De um personagem tão polêmico, somente outro consenso foi ouvido: a impunidade. “Do jeito que é Porto Ferreira, vão pegar um zé mané qualquer e dizer que o crime foi motivado por mulher”, diz um morador. O caso ganhou atenção nacional com a prisão dos vereadores, mas as relações promíscuas entre os políticos de Porto Ferreira e a imprensa em nada diferem de outras cidades do interior do Brasil.
"Ele colecionava inimigos no governo, na polícia, entre empresários"
Há pouco consenso sobre Luiz Carlos Barbon Filho. O fato é que ninguém se arrisca em palpitar sobre a identidade dos assassinos e seus mandantes. “Ele colecionava inimigos no governo, na polícia, entre empresários... Não dá pra saber quem matou”, afirma Carlos Augusto Colussi, diretor do Jornal do Porto. “Tinha muitos inimigos, inclusive na polícia”, diz o vereador Gilson Roberto Strozzi (sem partido).
Recentemente, Barbon voltou ao caso dos vereadores, que lhe valera notoriedade em 2003. Segundo uma entrevista levada ao ar na Rádio Porto em 16/04, o pai de duas meninas o procurou dizendo que o depoimento dado na época foi corrompido (você pode ouvir aqui a entrevista).

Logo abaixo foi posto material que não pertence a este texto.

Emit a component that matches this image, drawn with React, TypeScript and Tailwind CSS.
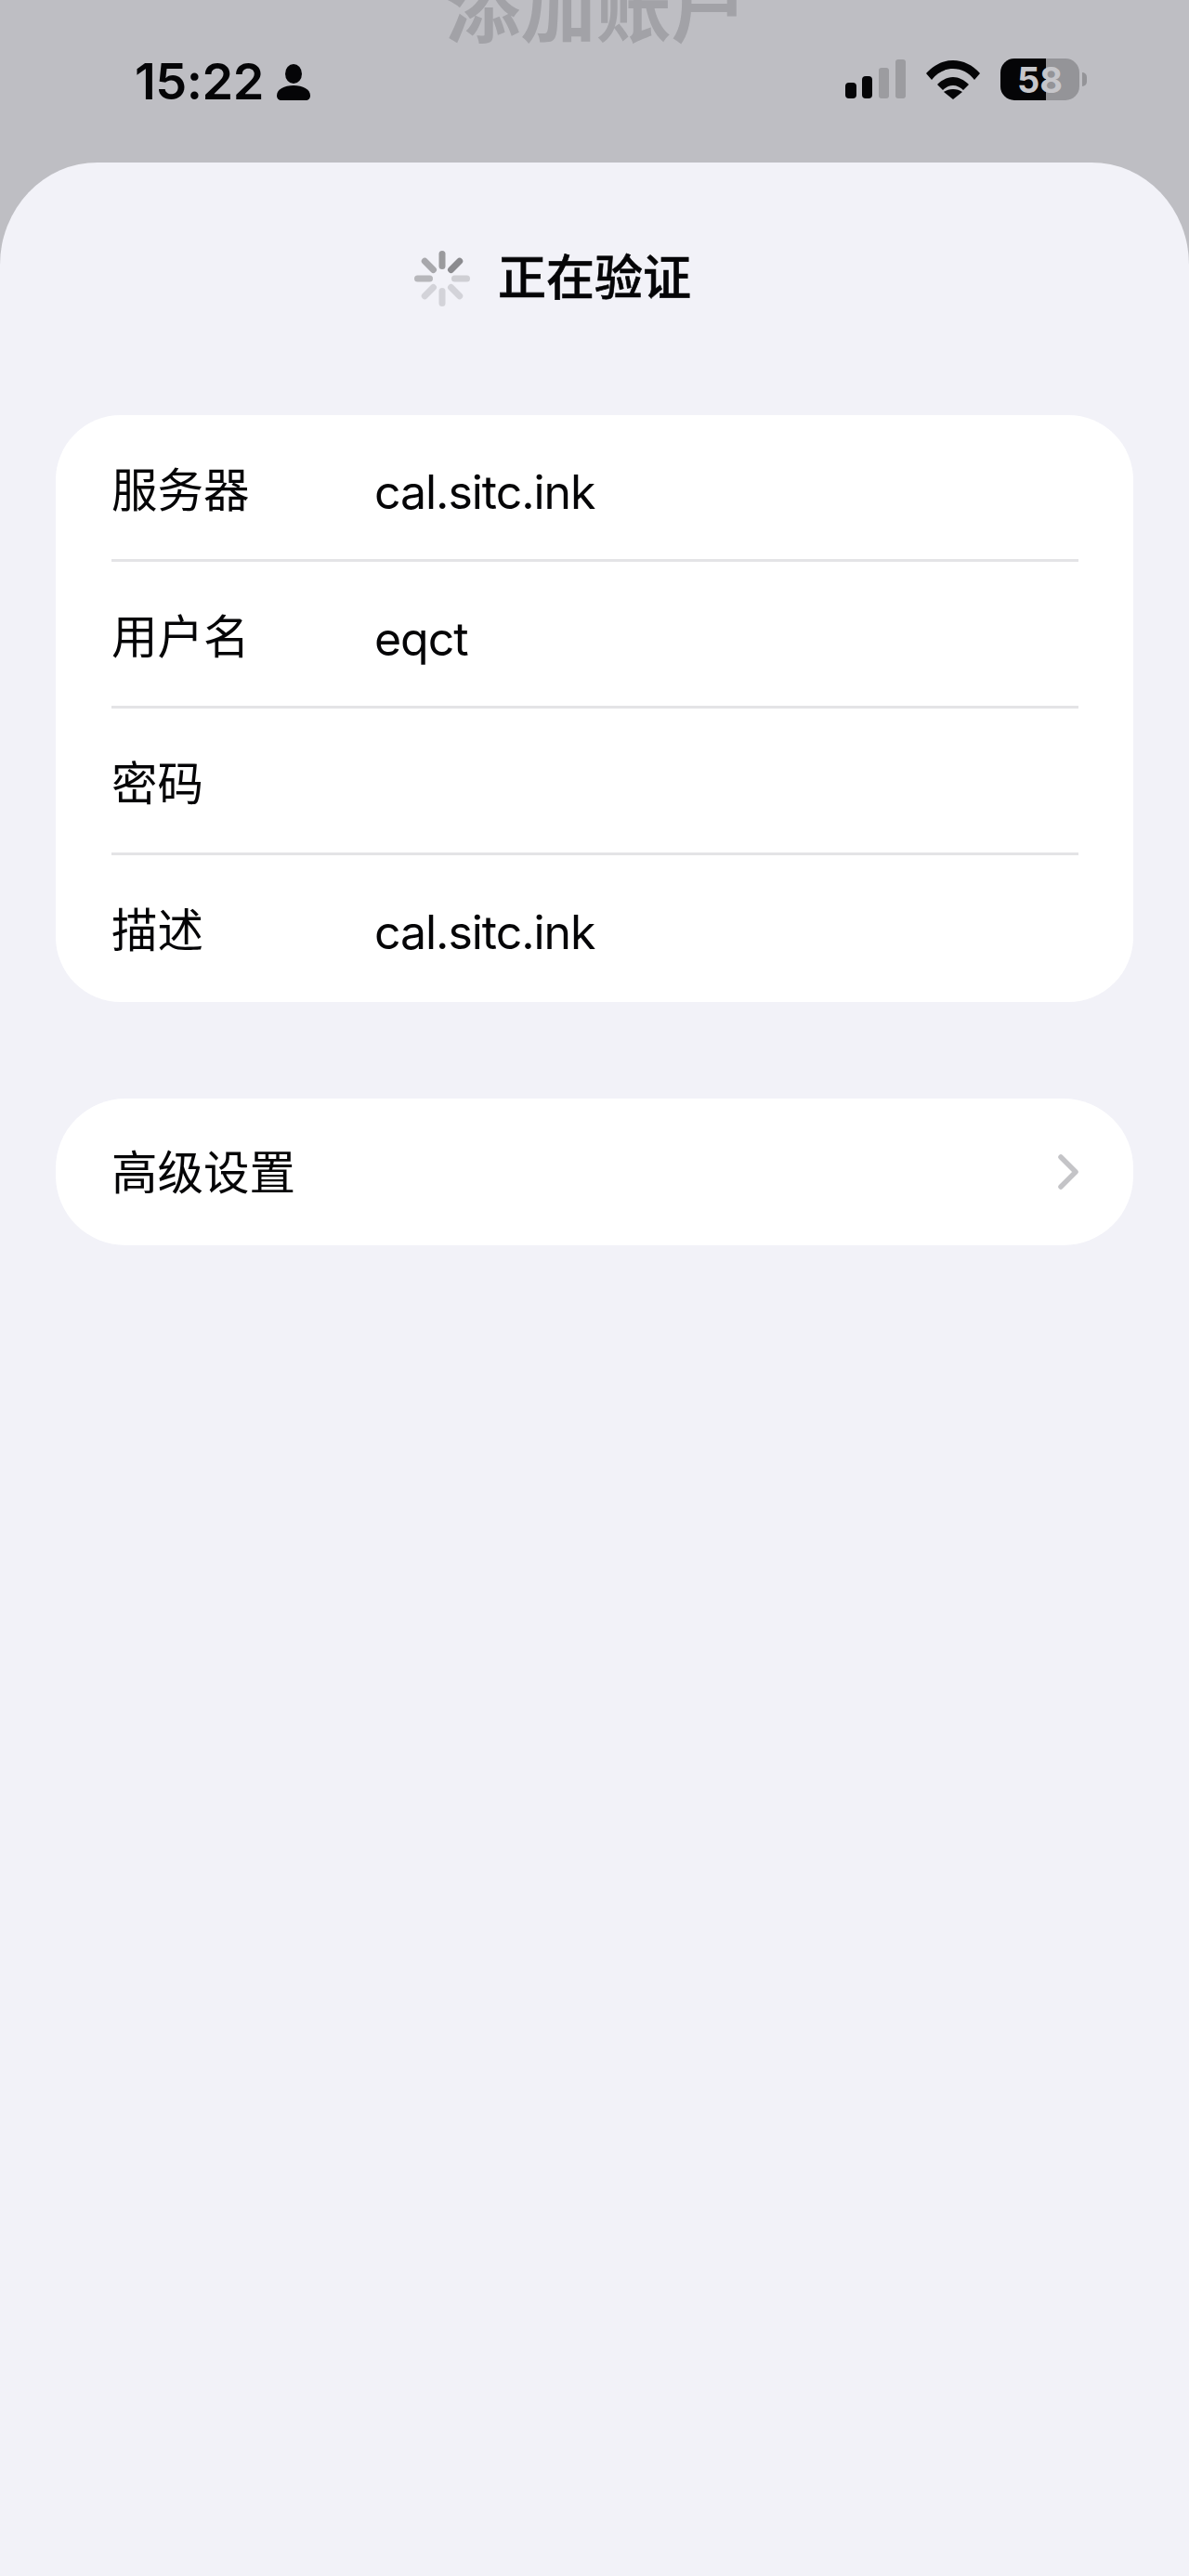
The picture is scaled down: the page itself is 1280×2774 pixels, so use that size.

Ele reclama do tratamento dispensando a elas, que “não tiveram apoio nem ajuda do [então] delegado [o atual prefeito]”. Barbon endossa a fala do pai, afirmando que os vereadores que foram presos “não precisavam passar por essa injustiça”.
“Nós vínhamos conversando semanalmente. Ele queria rever as matérias publicadas em 2003”, relata Luiz César Lanzoni, vereador pelo PTB condenado inicialmente a 45 anos de prisão no caso, mas que teve a pena reduzida na segunda instância para dez anos. Mesmo cumprindo pena, Lanzoni teve a terceira maior votação da cidade em 2004. Libertado em 2006, assumiu uma das dez cadeiras da Câmara dos Vereadores. “Meu caso está no STF [Supremo Tribunal Federal]. Quando tiver a decisão final da justiça, conto a verdadeira história”, prevê.
No entanto, Lanzoni diz que, com a morte de Barbon, o caso dos vereadores está sendo levantado novamente para desviar a atenção. “Existe parte da mídia, que chamo de indústria semicultural da difamação e da calúnia, que insiste nisso. O processo que sofri é tendencioso, kafkaniano. Ninguém conseguiu localizar as meninas. Será que eles têm medo que elas contem a verdade? Paguei por algo que não fiz. Mas acredito na justiça”, diz o vereador.
“Ele estava com algo grande, mas não pôde me falar o que era”, conta Sartori, um amigo de Barbon. “Ele saiu daqui da minha lanchonete e foi para o Bar das Garças. Estranho que ele não costumava ir lá. Saiu dessa mesma cadeira aqui, que agora está vazia”, afirma, mostrando o assento. “Ele disse que não ia contar nada seguindo orientação do promotor”.
Dias antes de morrer, Barbon procurou o Ministério Público
O promotor público de Porto Ferreira, Fábio José Moreira dos Santos, acatou uma denúncia de Barbon há 15 dias contra um superfaturamento na compra de um caminhão de lixo pela prefeitura. “Depois, só o vi quando recebeu a notificação sobre a denúncia ter sido acatada, uma semana antes de morrer. Só falamos sobre esse assunto”, informa o promotor.
A viúva de Luiz Carlos Barbon, Cátia Rosa Camargo, não deu entrevistas seguindo orientação da polícia. Ela depôs sobre o assassinato na terça-feira (08/04), quando também entregou às autoridades um envelope com documentos. “Há mais documentos, mas o Barbon não os mostrava nem os guardava em casa. Estamos procurando”, afirma o advogado de Cátia, Ricardo Ramos.
Ramos disse que a vítima sofria ameaças, mas que não se sentia ameaçado nem chegou a fazer boletim de ocorrência. “Todos nós corremos riscos”, frisou, sobre as ameaças, completando que todas as hipóteses estão sendo consideradas pela polícia, incluindo crime político. O delegado responsável pelo caso, Eduardo Henrique Campos, não quis dar entrevista.